[Stored items from a collection]

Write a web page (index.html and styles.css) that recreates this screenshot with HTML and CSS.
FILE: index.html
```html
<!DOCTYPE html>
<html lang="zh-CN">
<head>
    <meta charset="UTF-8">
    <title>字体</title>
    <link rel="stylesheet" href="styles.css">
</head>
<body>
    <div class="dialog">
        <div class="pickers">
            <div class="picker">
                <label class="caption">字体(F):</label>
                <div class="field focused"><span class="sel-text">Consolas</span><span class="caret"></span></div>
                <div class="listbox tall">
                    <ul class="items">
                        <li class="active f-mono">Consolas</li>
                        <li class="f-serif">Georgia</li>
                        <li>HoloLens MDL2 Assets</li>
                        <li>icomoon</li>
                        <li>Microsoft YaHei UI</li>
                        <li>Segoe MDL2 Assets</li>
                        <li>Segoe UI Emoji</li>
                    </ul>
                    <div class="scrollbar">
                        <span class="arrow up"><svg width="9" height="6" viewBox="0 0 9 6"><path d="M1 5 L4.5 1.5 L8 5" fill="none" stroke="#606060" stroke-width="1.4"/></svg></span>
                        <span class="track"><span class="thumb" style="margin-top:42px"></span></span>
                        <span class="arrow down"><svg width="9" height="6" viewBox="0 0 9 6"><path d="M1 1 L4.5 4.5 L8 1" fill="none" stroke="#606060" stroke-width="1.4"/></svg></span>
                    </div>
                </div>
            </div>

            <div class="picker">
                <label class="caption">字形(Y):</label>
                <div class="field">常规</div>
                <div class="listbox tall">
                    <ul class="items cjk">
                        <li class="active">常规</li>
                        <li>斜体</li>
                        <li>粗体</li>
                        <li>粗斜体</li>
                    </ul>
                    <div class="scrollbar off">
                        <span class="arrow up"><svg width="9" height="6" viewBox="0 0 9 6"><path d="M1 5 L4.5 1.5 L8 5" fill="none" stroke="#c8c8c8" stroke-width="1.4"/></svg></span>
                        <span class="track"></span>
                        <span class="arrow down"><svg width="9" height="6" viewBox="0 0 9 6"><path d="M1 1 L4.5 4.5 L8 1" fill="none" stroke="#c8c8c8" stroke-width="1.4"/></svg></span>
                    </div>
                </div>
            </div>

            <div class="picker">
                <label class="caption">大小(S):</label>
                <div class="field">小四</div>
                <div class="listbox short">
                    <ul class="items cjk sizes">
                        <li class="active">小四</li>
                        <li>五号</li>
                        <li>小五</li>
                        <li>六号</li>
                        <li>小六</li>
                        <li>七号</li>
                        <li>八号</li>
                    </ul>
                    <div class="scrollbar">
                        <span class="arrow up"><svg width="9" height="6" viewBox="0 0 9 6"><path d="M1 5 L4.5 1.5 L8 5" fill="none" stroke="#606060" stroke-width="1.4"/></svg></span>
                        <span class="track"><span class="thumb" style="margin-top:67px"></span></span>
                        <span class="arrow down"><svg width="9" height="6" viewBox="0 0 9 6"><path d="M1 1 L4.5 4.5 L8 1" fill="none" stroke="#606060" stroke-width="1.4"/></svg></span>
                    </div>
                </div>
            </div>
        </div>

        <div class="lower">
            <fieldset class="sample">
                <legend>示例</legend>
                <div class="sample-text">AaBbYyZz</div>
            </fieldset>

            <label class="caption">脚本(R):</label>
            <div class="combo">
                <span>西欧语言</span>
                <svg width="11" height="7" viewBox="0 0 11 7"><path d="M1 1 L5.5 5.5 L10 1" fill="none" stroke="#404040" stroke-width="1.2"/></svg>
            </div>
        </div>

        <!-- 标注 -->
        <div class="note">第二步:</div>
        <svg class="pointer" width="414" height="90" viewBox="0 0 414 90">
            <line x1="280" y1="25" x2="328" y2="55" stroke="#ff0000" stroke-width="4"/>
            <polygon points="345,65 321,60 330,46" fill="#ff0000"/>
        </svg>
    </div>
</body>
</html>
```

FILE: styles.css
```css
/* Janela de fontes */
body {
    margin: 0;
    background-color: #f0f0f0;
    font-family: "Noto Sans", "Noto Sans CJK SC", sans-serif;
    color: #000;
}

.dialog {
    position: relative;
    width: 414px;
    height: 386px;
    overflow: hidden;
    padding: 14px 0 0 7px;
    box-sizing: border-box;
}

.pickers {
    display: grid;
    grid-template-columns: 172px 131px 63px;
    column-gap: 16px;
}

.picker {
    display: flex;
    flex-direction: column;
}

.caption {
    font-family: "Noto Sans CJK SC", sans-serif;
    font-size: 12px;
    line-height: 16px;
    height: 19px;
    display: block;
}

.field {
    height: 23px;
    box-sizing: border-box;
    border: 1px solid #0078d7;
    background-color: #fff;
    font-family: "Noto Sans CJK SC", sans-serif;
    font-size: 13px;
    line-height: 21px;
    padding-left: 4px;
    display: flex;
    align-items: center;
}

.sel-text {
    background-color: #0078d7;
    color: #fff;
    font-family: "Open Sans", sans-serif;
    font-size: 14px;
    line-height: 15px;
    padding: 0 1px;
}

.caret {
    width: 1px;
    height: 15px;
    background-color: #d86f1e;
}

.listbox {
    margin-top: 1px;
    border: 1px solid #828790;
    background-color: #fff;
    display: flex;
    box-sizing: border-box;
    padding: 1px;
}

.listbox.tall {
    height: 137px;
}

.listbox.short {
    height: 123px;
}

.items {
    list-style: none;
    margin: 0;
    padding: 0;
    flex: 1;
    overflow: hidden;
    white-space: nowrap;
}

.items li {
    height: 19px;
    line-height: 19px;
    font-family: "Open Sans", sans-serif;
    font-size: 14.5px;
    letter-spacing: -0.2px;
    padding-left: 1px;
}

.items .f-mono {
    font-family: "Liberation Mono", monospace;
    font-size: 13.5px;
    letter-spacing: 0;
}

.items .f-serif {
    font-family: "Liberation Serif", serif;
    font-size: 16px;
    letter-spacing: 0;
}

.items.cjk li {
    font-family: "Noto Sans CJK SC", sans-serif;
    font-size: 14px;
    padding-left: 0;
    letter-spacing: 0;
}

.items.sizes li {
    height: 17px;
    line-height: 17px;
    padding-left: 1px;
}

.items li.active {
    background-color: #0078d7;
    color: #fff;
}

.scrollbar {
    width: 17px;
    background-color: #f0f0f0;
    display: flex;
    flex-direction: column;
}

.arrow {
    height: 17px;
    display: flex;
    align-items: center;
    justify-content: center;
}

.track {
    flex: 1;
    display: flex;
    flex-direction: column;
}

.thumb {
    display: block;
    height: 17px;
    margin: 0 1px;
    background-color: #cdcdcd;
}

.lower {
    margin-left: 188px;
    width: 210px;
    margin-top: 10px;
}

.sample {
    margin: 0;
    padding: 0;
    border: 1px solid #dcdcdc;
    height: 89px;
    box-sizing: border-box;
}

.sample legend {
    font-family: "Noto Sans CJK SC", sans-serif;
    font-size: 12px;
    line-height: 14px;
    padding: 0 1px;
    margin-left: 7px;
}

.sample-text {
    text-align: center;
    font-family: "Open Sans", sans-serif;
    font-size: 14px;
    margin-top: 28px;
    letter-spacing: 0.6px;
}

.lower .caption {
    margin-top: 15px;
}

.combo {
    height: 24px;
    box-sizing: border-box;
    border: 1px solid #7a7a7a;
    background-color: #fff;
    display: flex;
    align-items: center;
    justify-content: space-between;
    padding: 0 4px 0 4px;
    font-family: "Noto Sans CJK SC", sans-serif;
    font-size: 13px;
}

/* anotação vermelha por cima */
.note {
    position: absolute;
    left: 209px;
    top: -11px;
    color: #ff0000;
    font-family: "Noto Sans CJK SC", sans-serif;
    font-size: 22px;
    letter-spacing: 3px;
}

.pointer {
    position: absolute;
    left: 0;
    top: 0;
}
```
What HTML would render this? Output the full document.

● **THE EXERCISE**:
Review the preceding data and report every line that includes the string "styles".

● **FULL RESPONSE**:
Write a web page (index.html and styles.css) that recreates this screenshot with HTML and CSS.
    <link rel="stylesheet" href="styles.css">
FILE: styles.css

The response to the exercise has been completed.